A Sickness | Teen Ink

A Sickness

August 22, 2011
By Marissahope SILVER, Glen Rock, New Jersey
Marissahope SILVER, Glen Rock, New Jersey
5 articles 0 photos 0 comments

In my lifetime, I have walked for hundreds of hours down the crowded, mistreated streets of Manhattan. If there is one thing I’ve learned from these walks, it is this simple yet disgusting fact: people stare. Not just at me, at anyone that’s seemingly different or abnormal. The business man stares incredulously at the girl with the pink hair and piercings. The Upper East Side brat stares emotionlessly at the homeless beggars. The middle aged single woman stares enviously at the passing young couple. But most of all, people stare at me. They stare at my bald head and frail bones with pity, sometimes with a gleam of recognition. When they stare they see a girl that came inches to death, a leukemia patient, a teenaged cancer survivor…but they never really see me.

This fact is the source of all my anger, for I have made my feelings perfectly clear. The way I see it, I don’t need their compassion, their pity, their small smiles… To me it’s all worthless, because that’s not what I’m all about. Frankly, I just don’t understand. How can they not recognize the amazing feat I have accomplished? How do they not see the agonizing labor, the hours and tears that went into my masterpiece? That novel was the most intricate piece of art, the most accurate description of an everyday girl’s life... I wrote about an everyday girl because that is what I am, and I promise you that the words “cancer”, “leukemia”, or “chemotherapy” do not exist within those 341 pages.

Unfortunately, the ignorance of humankind still remains.

Flashback to September 27, 2010. I appeared on an episode of Oprah, excited to talk about my dream. My dream that had recently become a reality… my dream that I had strived so hard for... My dream that I had undoubtedly acquired simply due to the fact that I had been through a so called “miracle” The audience that day was not interested in my literary talents, but rather the details of my illness. Oprah herself repeatedly asked “Why is your novel not about your cancer?” and even went as far to ask me if I did not understand the rarity of my survival.

Rewind eight months, December 5, 2009. Lying on a hospital bed, just having received what would be my second to last dose of chemotherapy, I furiously scribbled in the beat up notebook I had been creating a masterpiece in for the past three years. The nurse, seeing my passionate motions, remarked that “my leukemia would make a very good story.” A good story? It took all I could not to scoff directly back at her. A good writer writes of who they are, what they find important. My cancer was merely a small detour in the road of my life, but it was not a detour my character needed to take.

I then explained quite politely to the nurse that my novel was entirely separate from my current situation. Her response was a small smile, a quaint nod, a mumbled “Good luck with that…” I couldn’t believe it. Evidently, she thought it was an idiotic idea, a trivial pursuit.
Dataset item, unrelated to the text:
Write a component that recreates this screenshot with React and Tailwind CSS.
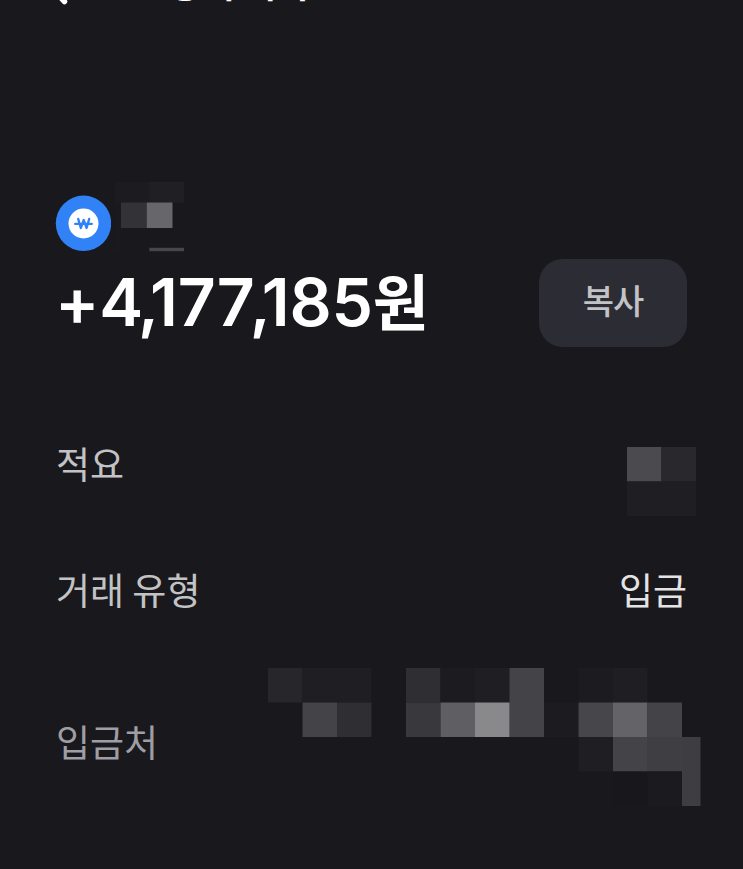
const NAME_BLOCKS = [
    [115, 182, 34.3, 20.5, '#1c1c20'],
    [149.3, 182, 34.7, 20.5, '#202024'],
    [115, 202.5, 6, 48.5, '#1a1a1e'],
    [121, 202.5, 25.7, 25.5, '#333337'],
    [146.7, 202.5, 25.8, 25.5, '#67676b'],
    [149.3, 247.8, 34.7, 3.4, '#47474b'],
];

const MEMO_BLOCKS = [
    [627, 447, 34.5, 34.5, '#4b4b4f'],
    [661.5, 447, 34.5, 34.5, '#29292d'],
    [627, 481.5, 69, 34.5, '#1f1f23'],
];

const SOURCE_BLOCKS = [
    [268, 668, 34.5, 34.5, '#27272b'],
    [302.5, 668, 69, 34.5, '#1f1f23'],
    [406, 668, 34.5, 34.5, '#2f2f33'],
    [440.5, 668, 34.5, 34.5, '#1c1c20'],
    [475, 668, 34.5, 34.5, '#1f1f23'],
    [509.5, 668, 34.5, 69, '#444448'],
    [578.5, 668, 34.5, 34.5, '#1c1c20'],
    [613, 668, 34.5, 34.5, '#1f1f23'],
    [302.5, 702.5, 34.5, 34.5, '#444448'],
    [337, 702.5, 34.5, 34.5, '#2f2f33'],
    [406, 702.5, 34.5, 34.5, '#39393d'],
    [440.5, 702.5, 34.5, 34.5, '#5f5f63'],
    [475, 702.5, 34.5, 34.5, '#89898b'],
    [544, 702.5, 34.5, 34.5, '#1c1c20'],
    [578.5, 702.5, 34.5, 34.5, '#47474b'],
    [613, 702.5, 34.5, 34.5, '#646468'],
    [647.5, 702.5, 34.5, 34.5, '#444448'],
    [578.5, 737, 34.5, 34.5, '#1f1f23'],
    [613, 737, 34.5, 34.5, '#444448'],
    [647, 737, 35, 34.5, '#3f3f43'],
    [613, 771.5, 34.5, 34.5, '#18181c'],
    [647.5, 771.5, 34.5, 34.5, '#1b1b1f'],
    [682, 737, 18.5, 69, '#3e3e42'],
];

const Mosaic = ({ blocks, viewBox, className }) => (
    <svg viewBox={viewBox} className={className} aria-hidden="true">
        {blocks.map(([x, y, w, h, fill]) => <rect key={`${x}-${y}`} x={x} y={y} width={w} height={h} fill={fill} />)}
    </svg>
);

const WonIcon = () => (
    <svg viewBox="0 0 56 56" className="size-14 shrink-0" fill="none">
        <circle cx="28.5" cy="28.3" r="27.7" fill="#3182f6" />
        <circle cx="28.5" cy="28.5" r="15" fill="#fff" />
        <path d="M23.2 23.9 25.8 33 28.7 25 31.6 33 34.2 23.9M20.2 28.9h16.6" stroke="#3182f6" strokeWidth="2.3" strokeLinecap="round" strokeLinejoin="round" />
    </svg>
);

const Comma = () => <span className="-ml-[5px] tracking-[-9px]">,</span>;

const Row = ({ label, className, labelClass, children }) => (
    <div className={`flex justify-between ${className}`}>
        <span className={`text-[37px] leading-[44px] whitespace-nowrap pl-px ${labelClass}`}>{label}</span>
        {children}
    </div>
);

export default function App() {
    return (
        <main className="h-[869px] w-[743px] overflow-hidden bg-[#19191d] pl-[55px] font-['Noto_Sans_CJK_KR',sans-serif] text-white">
            <header className="flex h-[182px] items-start">
                <svg viewBox="0 0 24 40" className="-mt-[35px] h-10 w-6 shrink-0" fill="none">
                    <path d="M-6 20 9.5 36.5" stroke="#fff" strokeWidth="5.5" strokeLinecap="round" />
                </svg>
                <h1 className="-mt-[40px] ml-[89px] text-[36px] leading-[44px] font-bold whitespace-nowrap">상세 내역</h1>
            </header>

            <div className="flex h-[70px] items-start">
                <div className="pt-[13px]"><WonIcon /></div>
                <Mosaic blocks={NAME_BLOCKS} viewBox="115 182 69 70" className="ml-1 h-[70px] w-[69px]" />
            </div>

            <section className="flex h-[195px] w-[632px] items-start justify-between pt-[6px]">
                <div className="flex items-baseline pt-[2px] leading-[80px] whitespace-nowrap">
                    <span className="font-['Inter'] text-[66px] font-semibold tracking-[-0.2px]">+4<Comma />177<Comma />185</span>
                    <span className="text-[61px] font-bold">원</span>
                </div>
                <button className="mt-[0.5px] h-[88.5px] w-[148px] rounded-[24px] bg-[#2c2c35] pb-[6px] text-[34px] font-medium tracking-[-1px] text-[#c3c3c6]">복사</button>
            </section>

            <Row label="적요" className="h-[126px] w-[641px]" labelClass="-mt-[6px] text-[#c3c3c6]">
                <Mosaic blocks={MEMO_BLOCKS} viewBox="627 447 69 69" className="size-[69px]" />
            </Row>
            <Row label="거래 유형" className="h-[95px] w-[632px]" labelClass="-mt-[6px] text-[#c3c3c6]">
                <span className="-mt-[6px] text-[37px] leading-[44px] text-[#e4e4e5]">입금</span>
            </Row>
            <Row label="입금처" className="w-[646px]" labelClass="pt-[51px] text-[#9e9ea4]">
                <Mosaic blocks={SOURCE_BLOCKS} viewBox="268 668 433 138" className="h-[138px] w-[433px]" />
            </Row>
        </main>
    );
}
Ever since then I have wanted nothing more than to prove her, and many, many others, wrong.

And that’s exactly what I thought I did when, at the age of 16, my novel was published.
Ignorance, disgusting, horrendous, incomprehensible amounts of ignorance... Is it ambiguous that my name is the youngest to appear on the New York Times Bestseller list? Is it not known that teenagers across the country read my novel?
The ones who fully appreciate my story are the ones that do not recognize my name. They have not seen me sarcastically snap at Oprah, or walk out on a live studio audience. They see only the photograph of me on the inside back cover, taken pre-cancer days, when my vibrant brown hair was so long I could sit on it. They haven’t seen photographs of me on a hospital bed, surrounded by teddy bears and flowers given to me by people whose names I can barely recognize. My readers only know the smiling girl they see in pixels, the description that follows just 21 words. “Abigail Johnson is a sixteen year old, native to Manhattan. She has always dreamed of seeing her name in a print.”
Those who love my writing don’t expect a story of cancer, illness, or miracles. They are not surprised by the absence of hospital beds, and instead embrace the gargantuan amounts of tears and teenage angst that exist within those pages.

My true readers don’t judge, they simply appreciate. They appreciate the story of boy meets girl, of New York humor, of countless novels read… They revel in the simplicity of chipped nail polish, nights out, first kisses, concerts and dates, the way it feels to have that person by your side.

To those who are too ignorant to look past the bald head and medical records, I highly recommend they learn to appreciate the art of simplicity. Oh and, while you’re at it, please avert your eyes. Didn’t your mother ever tell you not to stare?

The author's comments:
I was inspired to write this after watching the movie "My Sister's Keeper." People should know that there is more to a person than what meets the eye.